John Avalos, the progressive former supervisor who ran to a second-place finish against Lee in 2011, still sees a lane for Leno among the city’s leftmost-leaning voters. “Leno is a mensch and has quite a progressive record of major accomplishments on a wide range of issues in the state of California,” Avalos says. “I don’t see him being squeezed so much from the left.” Avalos praises Kim and Leno for “running cooperatively” and saving their attacks for Breed.
But not attacking Kim (at least in public) and throwing only glancing blows at Breed may become a problem for Leno, says Jason McDaniel, a political science professor at San Francisco State. “Leno may be suffering from second-choice syndrome,” he says. “He’s broadly acceptable to many, but doesn’t engender much passionate support.”
Leno at times seems as if he’s running for mayor of the city he departed 15 years ago, not the city he returned to. Insiders trade stories about an early campaign event during which he spent what felt like 20 or 30 minutes detailing the minutiae of a statewide fight to eliminate certain kinds of toxic flame retardants from couches and other kinds of furniture. Important? Yes. Among the voters’ top issues this year?
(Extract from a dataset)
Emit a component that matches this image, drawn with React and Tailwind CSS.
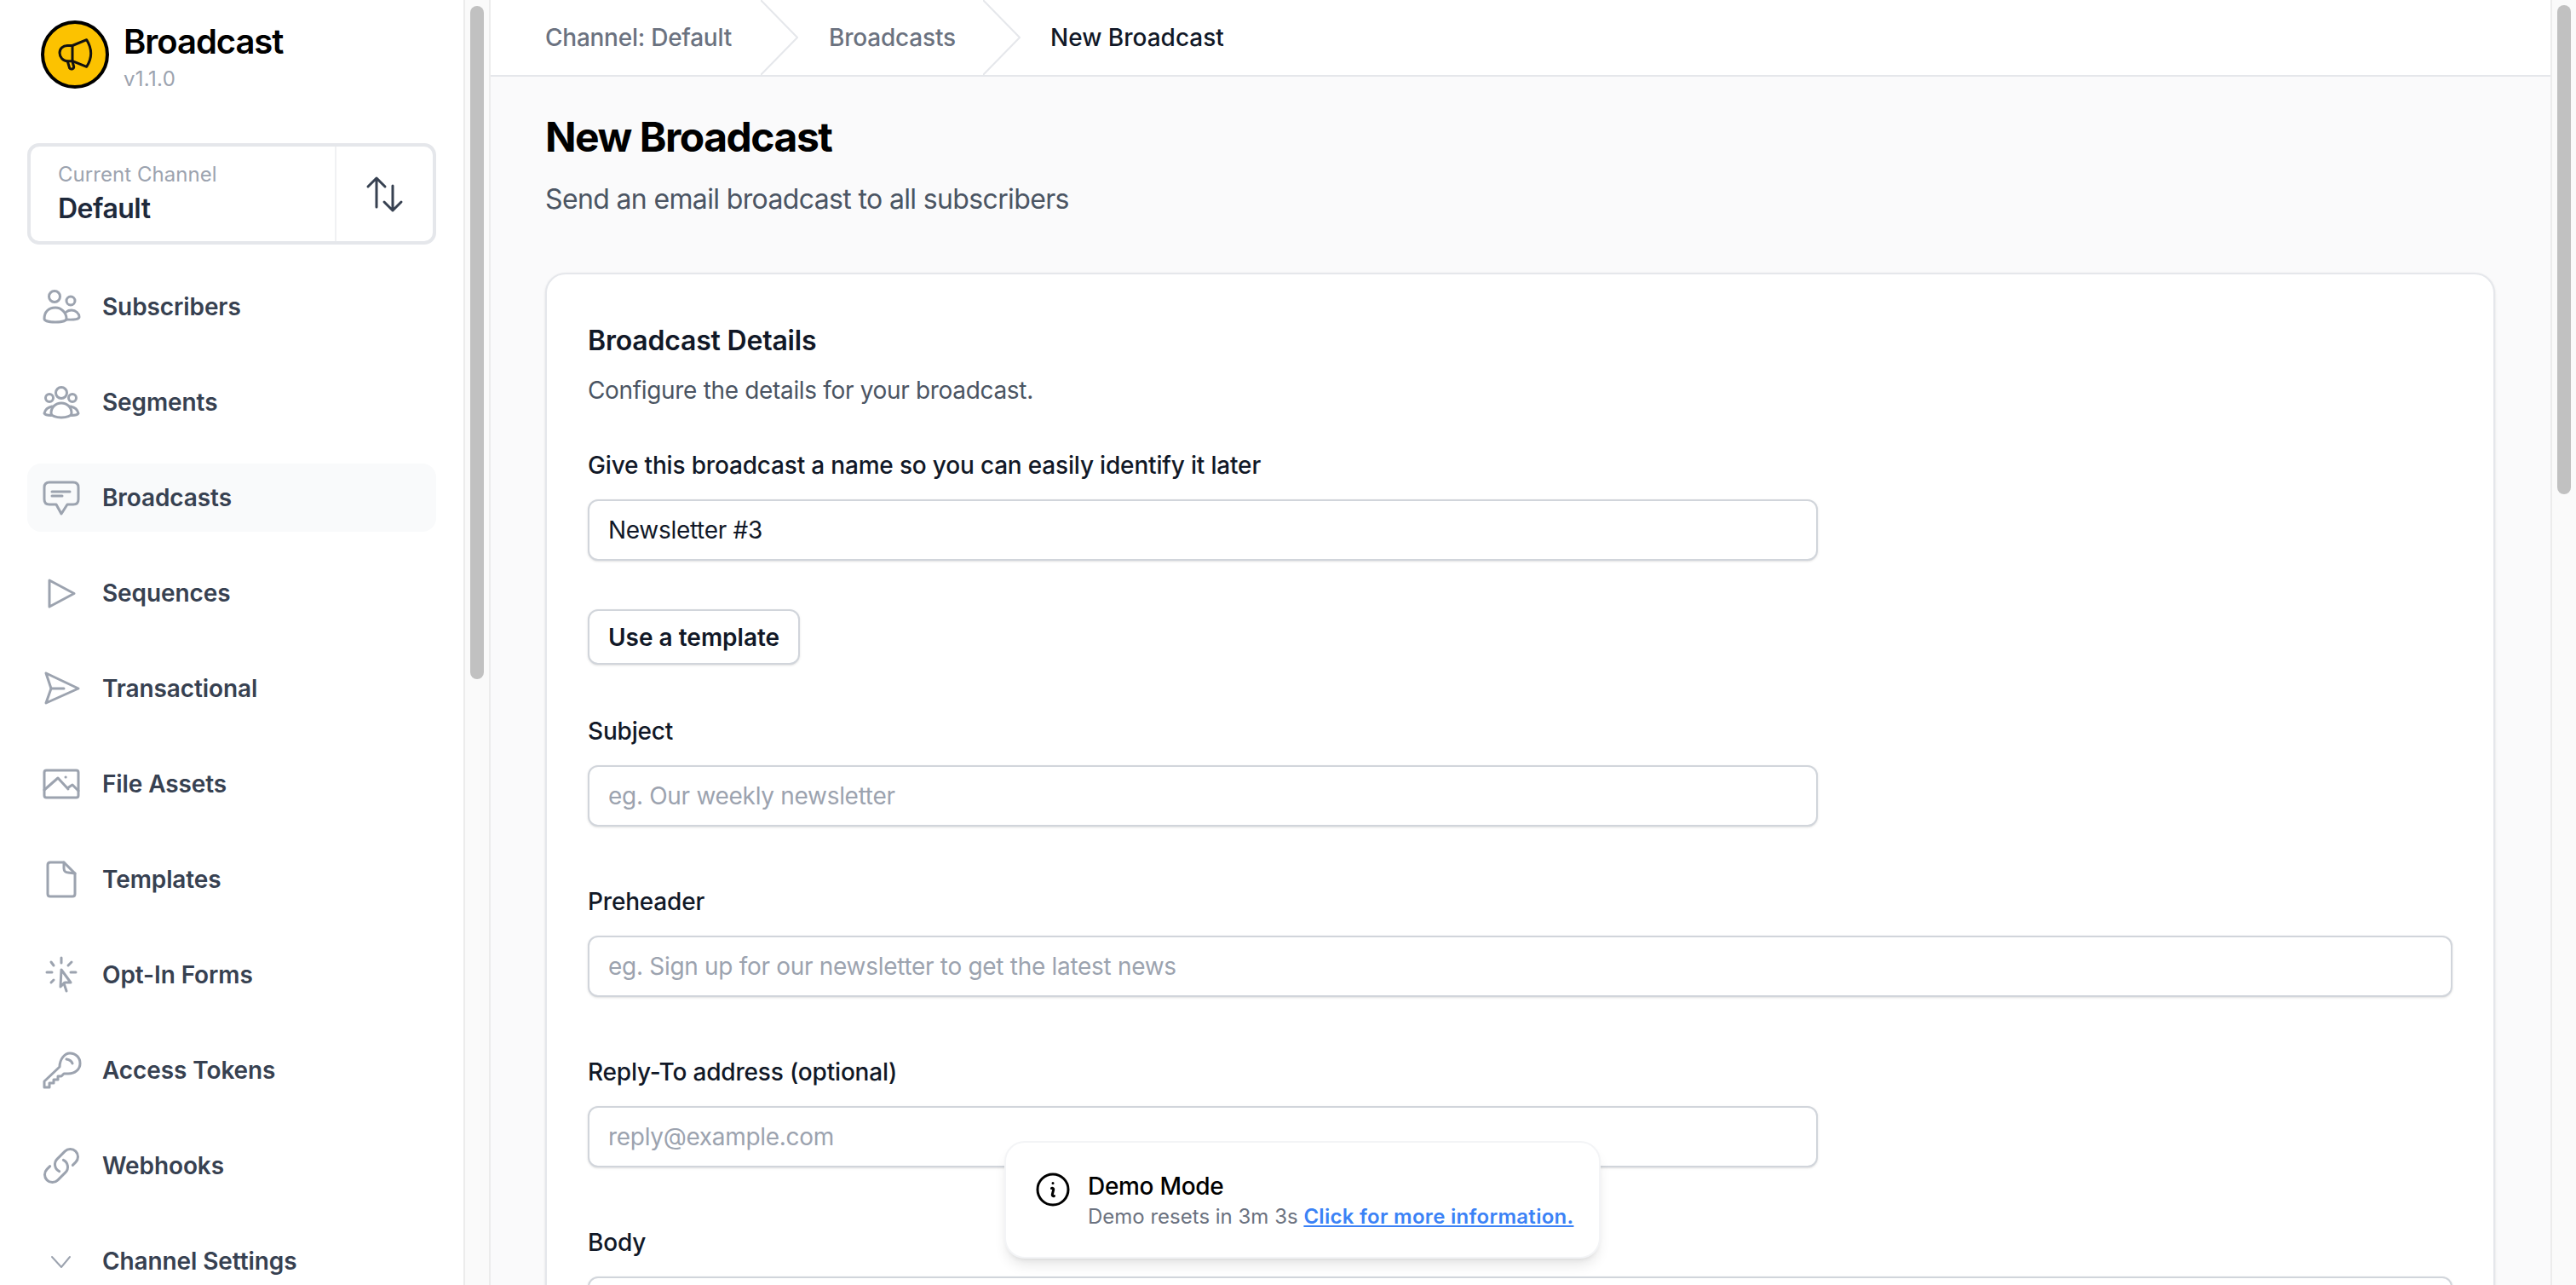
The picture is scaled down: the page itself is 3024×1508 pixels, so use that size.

Not so much.
It’s easiest to catch that disconnect in Leno’s smallest moments, like the one in front of the Potrero Hill Democratic Club in February when, in talking about the Twitter tax break, he posed a rhetorical question: “Imagine if instead of bringing all these new folks from out of town…” Then he paused, his voice trailing off for a moment, before adding, “…they are welcome to come, of course.” It was the pause of a man who hasn’t made up his mind about the new San Francisco—a city that may have left him behind.